There are many reasons that people might need to take out a loan. Whether you’re looking to buy a home, a car or some other expensive item, it might be hard to come up with enough cash to make the purchase outright. Additionally, before many people are able to save up much in the way of capital, they might have an unexpected expense that requires a loan to pay off. Here are five things that you must know before taking out a loan.
What Type of Loan You Need
There are many different types of loans out there for consumers. If you’re looking to buy a home, a mortgage will be necessary. If you’re ready to buy a car, an auto loan will fit the bill. There are also other types of loans that range from credit card advances, title loans that use the title to your vehicle as collateral, or home equity loans that allow you to use the equity that you’ve built up in your property. The specific purchase that you’re looking to make, along with your access to credit will determine what type of loan you’ll want to get.
Your Credit Score
Just about any major lender will require a credit check before extending credit. The higher your credit score, the lower your interest rate will probably be. If you have a low credit score, the inverse will be true. Having an idea as to what your credit score is will give you a good idea whether a traditional loan will even be possible in your given situation and what you can expect your interest rate to wind up being.
Your Ability To Pay
When you go to borrow money, it’s a good idea to have an idea of how much cash flow you have available to pay off the debt each month. If you have an income that easily covers your current bills with a bit left over each month, taking out a loan might not have that much of an effect on your overall financial situation. On the other hand, if you have a tight budget, you might find that a loan could be difficult to pay back without some additional income. Your current financial situation might make it advisable to wait a while before making a purchase.
How Much Money You Need
One of the questions that a bank or other lending institution will ask when you go to take out a loan is exactly how much money you’re looking to access. When you start the application process, it’s a good idea to take out no more than absolutely necessary when borrowing. There are a couple of good reasons to minimize the loan you take out. First, you might be tempted to take out more than you need and then spend the money. Secondly, if you have extended your borrowing capacity to the max, you might have difficulty getting additional loans should you have a real need to do so in the future.
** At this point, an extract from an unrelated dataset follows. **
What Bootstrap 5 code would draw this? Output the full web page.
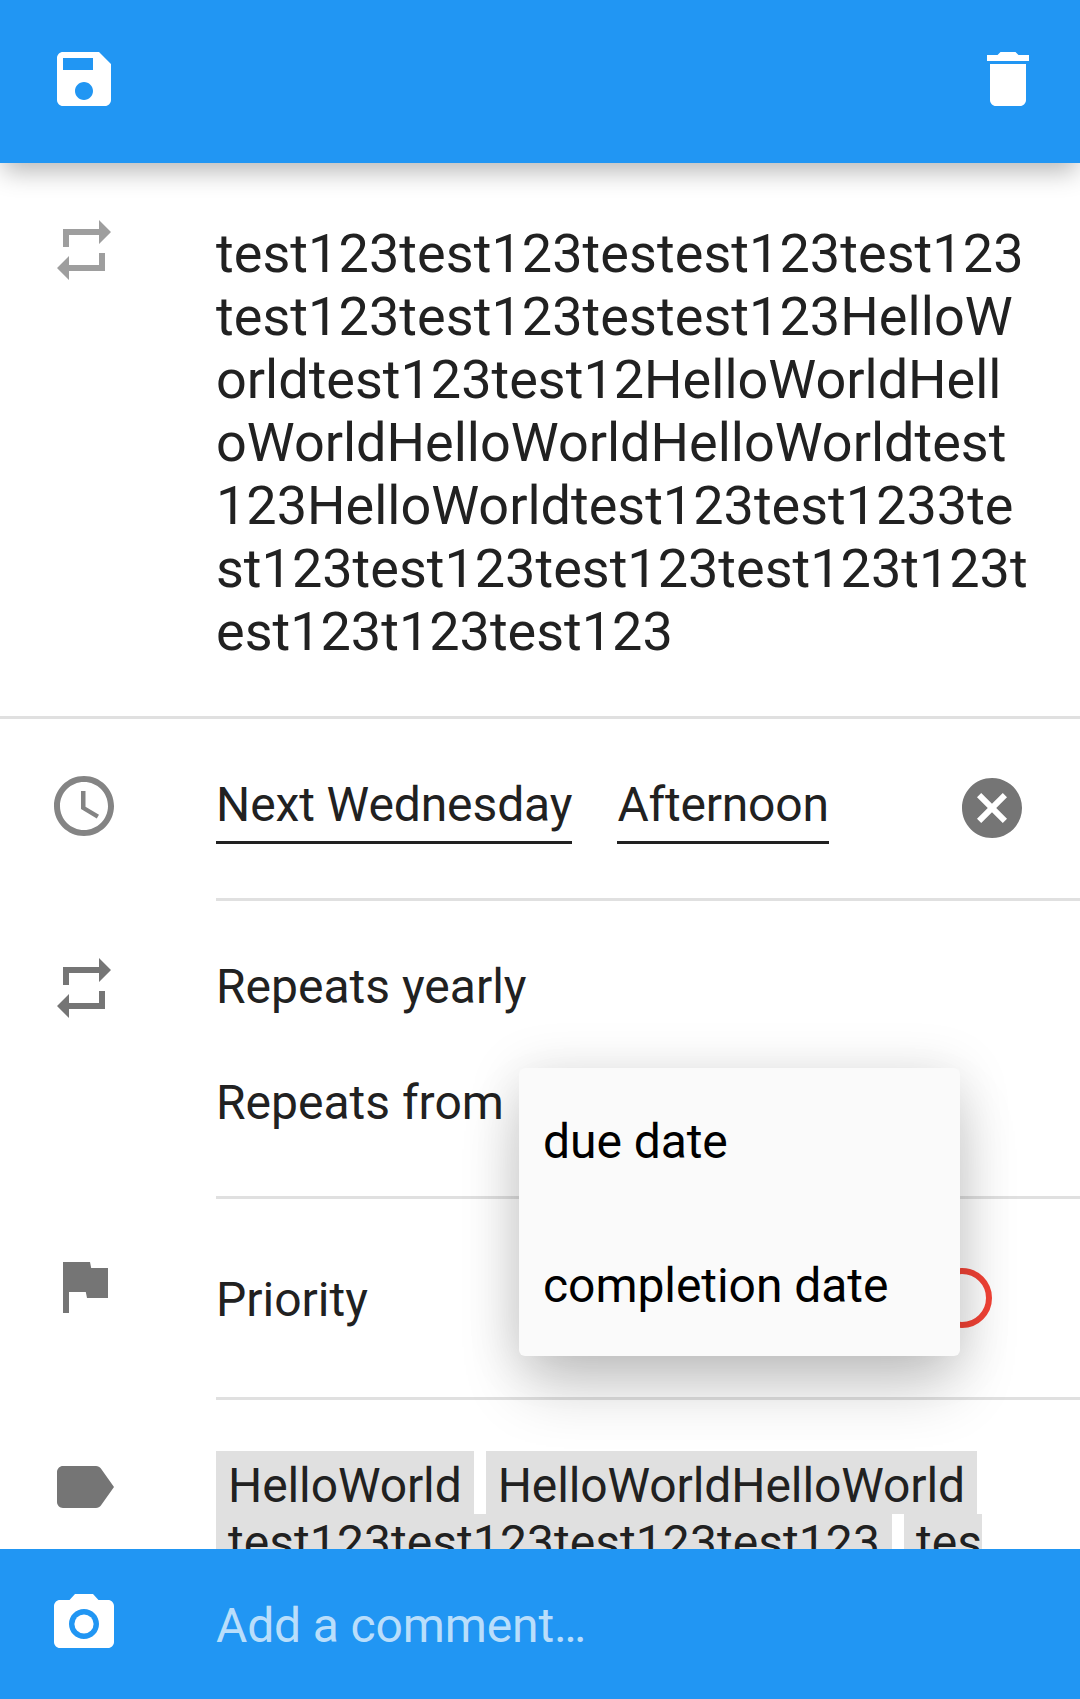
<!DOCTYPE html>
<html lang="en">
<head>
<meta charset="utf-8">
<meta name="viewport" content="width=device-width, initial-scale=1">
<title>Edit task</title>
<link href="https://cdn.jsdelivr.net/npm/bootstrap@5.3.0/dist/css/bootstrap.min.css" rel="stylesheet">
<style>
  body { font-family: Roboto, "Noto Sans", sans-serif; font-size: 48px; line-height: 56px; color: #212121; background: #fff; }
  .screen { width: 1080px; height: 1699px; }
  .bar { background: #2196f3; color: #fff; }
  .top-bar { height: 163px; padding: 43px 36px 0 48px; box-shadow: 0 11px 24px -3px rgba(0,0,0,.29); z-index: 2; }
  .bottom-bar { height: 150px; padding-top: 39px; z-index: 2; }
  .icon-btn { line-height: 0; }
  .ic { width: 72px; height: 72px; fill: currentColor; display: block; }
  .lead-col { width: 216px; padding-left: 48px; color: #757575; }
  .divided { border-bottom: 3px solid #e0e0e0; }
  .row-title { height: 556px; padding-top: 51px; }
  .row-title .lead-col { color: #9e9e9e; }
  .title-text { font-size: 54px; line-height: 63px; padding-top: 8px; }
  .loose { letter-spacing: .06px; }
  .snug { letter-spacing: -.1px; }
  .row-date { height: 182px; }
  .row-date .lead-col { padding-top: 51px; color: #848484; }
  .row-date .main-col { padding-top: 58px; padding-right: 52px; }
  .picker { border-bottom: 3px solid #212121; height: 67px; }
  .picker-time { letter-spacing: -.2px; }
  .pickers { gap: 45px; }
  .clear-btn { margin-top: -5px; color: #757575; }
  .row-repeat { height: 298px; }
  .row-repeat .lead-col { padding-top: 51px; }
  .row-repeat .main-col { padding-top: 58px; }
  .repeat-lines { gap: 60px; }
  .row-priority { height: 201px; }
  .row-priority .lead-col { padding-top: 51px; }
  .row-priority .main-col { padding: 69px 88px 0 0; }
  .ring { width: 60px; height: 60px; border: 6px solid #f44336; }
  .row-tags .lead-col { padding-top: 51px; }
  .row-tags .main-col { padding-top: 51px; }
  .tag-line { gap: 12px; }
  .tag { background: #e0e0e0; padding: 7px 12px 0; height: 63px; }
  .tag-line + .tag-line .tag { padding-top: 1px; }
  .tag.cut { padding-right: 0; }
  .popup-menu { left: 519px; top: 1068px; width: 441px; background: #fafafa; border-radius: 6px; color: #000; z-index: 1;
    box-shadow: 0 36px 60px -6px rgba(0,0,0,.2), 0 4px 54px rgba(0,0,0,.13); }
  .popup-menu li { height: 144px; padding: 4px 24px 0; letter-spacing: -.06px; }
  .row-tags .tag-line { position: relative; z-index: 2; }
  .hint { color: rgba(255,255,255,.7); padding-top: 10px; letter-spacing: -.13px; }
</style>
</head>
<body>
<svg class="d-none" xmlns="http://www.w3.org/2000/svg">
  <symbol id="repeat" viewBox="0 0 24 24"><path d="M7 7h10v3l4-4-4-4v3H5v6h2V7zm10 10H7v-3l-4 4 4 4v-3h12v-6h-2v4z"/></symbol>
</svg>
<div class="screen d-flex flex-column position-relative overflow-hidden">
  <header class="bar top-bar d-flex justify-content-between flex-shrink-0 position-relative">
    <a class="icon-btn text-white" href="#" aria-label="Save"><svg class="ic" viewBox="0 0 24 24"><path d="M17 3H5c-1.11 0-2 .9-2 2v14c0 1.1.89 2 2 2h14c1.1 0 2-.9 2-2V7l-4-4zm-5 16c-1.66 0-3-1.34-3-3s1.34-3 3-3 3 1.34 3 3-1.34 3-3 3zm3-10H5V5h10v4z"/></svg></a>
    <a class="icon-btn text-white" href="#" aria-label="Delete"><svg class="ic" viewBox="0 0 24 24"><path d="M6 19c0 1.1.9 2 2 2h8c1.1 0 2-.9 2-2V7H6v12zM19 4h-3.5l-1-1h-5l-1 1H5v2h14V4z"/></svg></a>
  </header>

  <main class="flex-grow-1 overflow-hidden">
    <section class="row-title divided d-flex">
      <div class="lead-col flex-shrink-0"><svg class="ic"><use href="#repeat"/></svg></div>
      <div class="title-text text-nowrap"><span class="loose">test123test123testest123test123<br>test123test123testest123HelloW</span><br>orldtest123test12HelloWorldHell<br>oWorldHelloWorldHelloWorldtest<br>123HelloWorldtest123test1233te<br>st123test123test123test123t123t<br>est123t123test123</div>
    </section>

    <section class="row-date d-flex">
      <div class="lead-col flex-shrink-0"><svg class="ic" viewBox="0 0 24 24"><path d="M11.99 2C6.47 2 2 6.48 2 12s4.47 10 9.99 10C17.52 22 22 17.52 22 12S17.52 2 11.99 2zM12 20c-4.42 0-8-3.58-8-8s3.58-8 8-8 8 3.58 8 8-3.58 8-8 8zm.5-13H11v6l5.25 3.15.75-1.23-4.5-2.67z"/></svg></div>
      <div class="main-col divided flex-grow-1 d-flex justify-content-between align-items-start">
        <div class="pickers d-flex text-nowrap">
          <div class="picker snug">Next Wednesday</div>
          <div class="picker picker-time">Afternoon</div>
        </div>
        <a class="icon-btn clear-btn" href="#" aria-label="Clear date"><svg class="ic" viewBox="0 0 24 24"><path d="M12 2C6.47 2 2 6.47 2 12s4.47 10 10 10 10-4.47 10-10S17.53 2 12 2zm5 13.59L15.59 17 12 13.41 8.41 17 7 15.59 10.59 12 7 8.41 8.41 7 12 10.59 15.59 7 17 8.41 13.41 12 17 15.59z"/></svg></a>
      </div>
    </section>

    <section class="row-repeat d-flex">
      <div class="lead-col flex-shrink-0"><svg class="ic"><use href="#repeat"/></svg></div>
      <div class="main-col divided flex-grow-1">
        <div class="repeat-lines d-flex flex-column">
          <div>Repeats yearly</div>
          <div>Repeats from</div>
        </div>
      </div>
    </section>

    <section class="row-priority d-flex">
      <div class="lead-col flex-shrink-0"><svg class="ic" viewBox="0 0 24 24"><path d="M14.4 6L14 4H5v17h2v-7h5.6l.4 2h7V6z"/></svg></div>
      <div class="main-col divided flex-grow-1 d-flex justify-content-between align-items-start">
        <div class="pt-1">Priority</div>
        <div class="ring rounded-circle"></div>
      </div>
    </section>

    <section class="row-tags d-flex">
      <div class="lead-col flex-shrink-0"><svg class="ic" viewBox="0 0 24 24"><path d="M17.63 5.84C17.27 5.33 16.67 5 16 5L5 5.01C3.9 5.01 3 5.9 3 7v10c0 1.1.9 1.99 2 1.99L16 19c.67 0 1.27-.33 1.63-.84L22 12l-4.37-6.16z"/></svg></div>
      <div class="main-col text-nowrap">
        <div class="tag-line d-flex snug"><span class="tag">HelloWorld</span><span class="tag">HelloWorldHelloWorld</span></div>
        <div class="tag-line d-flex loose"><span class="tag">test123test123test123test123</span><span class="tag cut">tes</span></div>
      </div>
    </section>
  </main>

  <footer class="bar bottom-bar d-flex flex-shrink-0 position-relative">
    <div class="lead-col text-white"><svg class="ic" viewBox="0 0 24 24"><circle cx="12" cy="12" r="3.2"/><path d="M9 2L7.17 4H4c-1.1 0-2 .9-2 2v12c0 1.1.9 2 2 2h16c1.1 0 2-.9 2-2V6c0-1.1-.9-2-2-2h-3.17L15 2H9zm3 15c-2.76 0-5-2.24-5-5s2.24-5 5-5 5 2.24 5 5-2.24 5-5 5z"/></svg></div>
    <div class="hint">Add a comment…</div>
  </footer>

  <ul class="popup-menu list-unstyled mb-0 position-absolute">
    <li class="d-flex align-items-center">due date</li>
    <li class="d-flex align-items-center">completion date</li>
  </ul>
</div>
<script src="https://cdn.jsdelivr.net/npm/bootstrap@5.3.0/dist/js/bootstrap.bundle.min.js"></script>
</body>
</html>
It’s always a good idea to know what type of interest rates are currently available. If rates are high and you can avoid borrowing until the rates go down, it’s probably best to do so. If you can get a low rate, the overall cost of borrowing will be less. Different banks will sometimes offer a range of interest rates. It pays to shop around in this instance, as the lower rate will cut the total amount that you’ll have to pay in the long term. The less money you have to pay back will mean more money in your pocket, and that’s definitely a good move to make.
There are many considerations that you should take into account before borrowing money. Banks are in the business of making money, and the more money they make will mean less money for you. Take these five considerations into account when looking for a loan, and you’ll be a more informed borrower who could be able to save on interest payments in the process.